Medio país está ya de vacaciones y el otro medio se prepara para tomar idéntico rumbo. Salimos de puentes o acueductos y nos metemos de lleno en el letargo laboral más absoluto. La inmensa mayoría opta por tumbarse al sol o la sombra del relajamiento, pisar la arena de la playa, poner el pie en la montaña o meterse en un avión para descubrir nuevos mundos y experimentar sensaciones distintas. Hay que disfrutar de la calidad de vida, dicen, y olvidarse del trabajo que estresa, hace criar maña leche y pone a muchos de los nervios.
En mi época de juventud no se conocía eso de los puentes. Hasta los sábados trabajábamos medio día y el concepto puente era un mero recurso arquitectónico. Formamos parte de una generación que disfrutaba a lo sumo de día y medio de asueto y pare usted de contar. Y la verdad pienso que no éramos tan infelices como algunos se empeñan en proclamar. Un día de fiesta nos llenaba de alborozo, nos encendía la ilusión de unas horas de libertad en las que teníamos tiempo para disfrutar de los amigos o para intentar que la jovencita por la que sorbíamos los vientos nos dedicara una mirada, una sonrisa o simplemente que sus ojos nos traspasaran con su luz primaveral.
Ahora es mucha la gente que anda sedienta de puentes, cuantos más mejor; proclive a los viajes, presa de la servidumbre de los aeropuertos; desesperada por ponerse el bañador o el bikini y decir adiós a la oficina, el taller o la fábrica.
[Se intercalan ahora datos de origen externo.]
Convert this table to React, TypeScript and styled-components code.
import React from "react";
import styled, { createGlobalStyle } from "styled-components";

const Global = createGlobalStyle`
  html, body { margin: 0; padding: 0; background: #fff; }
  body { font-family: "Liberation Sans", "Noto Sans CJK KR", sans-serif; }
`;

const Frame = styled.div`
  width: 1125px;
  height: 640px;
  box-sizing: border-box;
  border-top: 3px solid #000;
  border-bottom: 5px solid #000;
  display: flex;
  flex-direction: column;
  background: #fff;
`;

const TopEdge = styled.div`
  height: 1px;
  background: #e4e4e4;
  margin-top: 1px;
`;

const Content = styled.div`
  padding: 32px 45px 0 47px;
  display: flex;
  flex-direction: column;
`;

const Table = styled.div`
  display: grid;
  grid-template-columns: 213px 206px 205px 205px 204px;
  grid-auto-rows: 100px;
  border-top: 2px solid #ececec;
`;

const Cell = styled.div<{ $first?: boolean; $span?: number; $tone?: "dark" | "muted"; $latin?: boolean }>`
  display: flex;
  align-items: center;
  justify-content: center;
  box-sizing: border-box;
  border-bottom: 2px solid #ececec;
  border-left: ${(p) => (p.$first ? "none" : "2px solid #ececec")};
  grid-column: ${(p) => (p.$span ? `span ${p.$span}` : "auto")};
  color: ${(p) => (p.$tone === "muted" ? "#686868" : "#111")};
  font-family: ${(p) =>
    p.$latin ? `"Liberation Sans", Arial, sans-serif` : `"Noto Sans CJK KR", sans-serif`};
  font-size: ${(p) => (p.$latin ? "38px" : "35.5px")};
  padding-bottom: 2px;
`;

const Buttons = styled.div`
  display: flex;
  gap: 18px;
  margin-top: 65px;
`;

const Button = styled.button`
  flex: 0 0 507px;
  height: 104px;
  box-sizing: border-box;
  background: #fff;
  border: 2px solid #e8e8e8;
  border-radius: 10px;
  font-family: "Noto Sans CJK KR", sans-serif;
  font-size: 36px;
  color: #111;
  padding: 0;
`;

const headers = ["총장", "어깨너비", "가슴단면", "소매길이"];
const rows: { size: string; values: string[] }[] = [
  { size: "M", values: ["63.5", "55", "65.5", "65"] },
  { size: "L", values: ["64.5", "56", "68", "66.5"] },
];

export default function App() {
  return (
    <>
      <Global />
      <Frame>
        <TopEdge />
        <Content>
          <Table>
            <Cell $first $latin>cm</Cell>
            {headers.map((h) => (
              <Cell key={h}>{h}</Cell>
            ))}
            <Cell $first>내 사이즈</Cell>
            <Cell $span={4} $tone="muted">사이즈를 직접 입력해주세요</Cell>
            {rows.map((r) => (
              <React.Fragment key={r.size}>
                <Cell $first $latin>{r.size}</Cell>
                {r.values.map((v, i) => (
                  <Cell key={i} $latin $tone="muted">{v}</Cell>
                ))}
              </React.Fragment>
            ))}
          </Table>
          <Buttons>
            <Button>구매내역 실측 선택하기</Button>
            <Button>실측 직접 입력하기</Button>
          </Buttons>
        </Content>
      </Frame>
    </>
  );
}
En cualquier rincón de cualquier lugar hay una mayoría que sueña con tumbarse al sol o la sombra de la indolencia, del inmenso placer de no dar golpe, del adiós a las armas del trabajo.
Sin puentes ni demasiadas vacaciones los jóvenes de mi generación tampoco lo pasábamos tan mal. Lo nuestro fue el disfrute de lo mínimo, de lo menudo, pero que no obstante sirvió para insuflarnos ilusión y ganas de vivir. Son estampas de otra época. Que personalmente añoro a pesar de los pesares.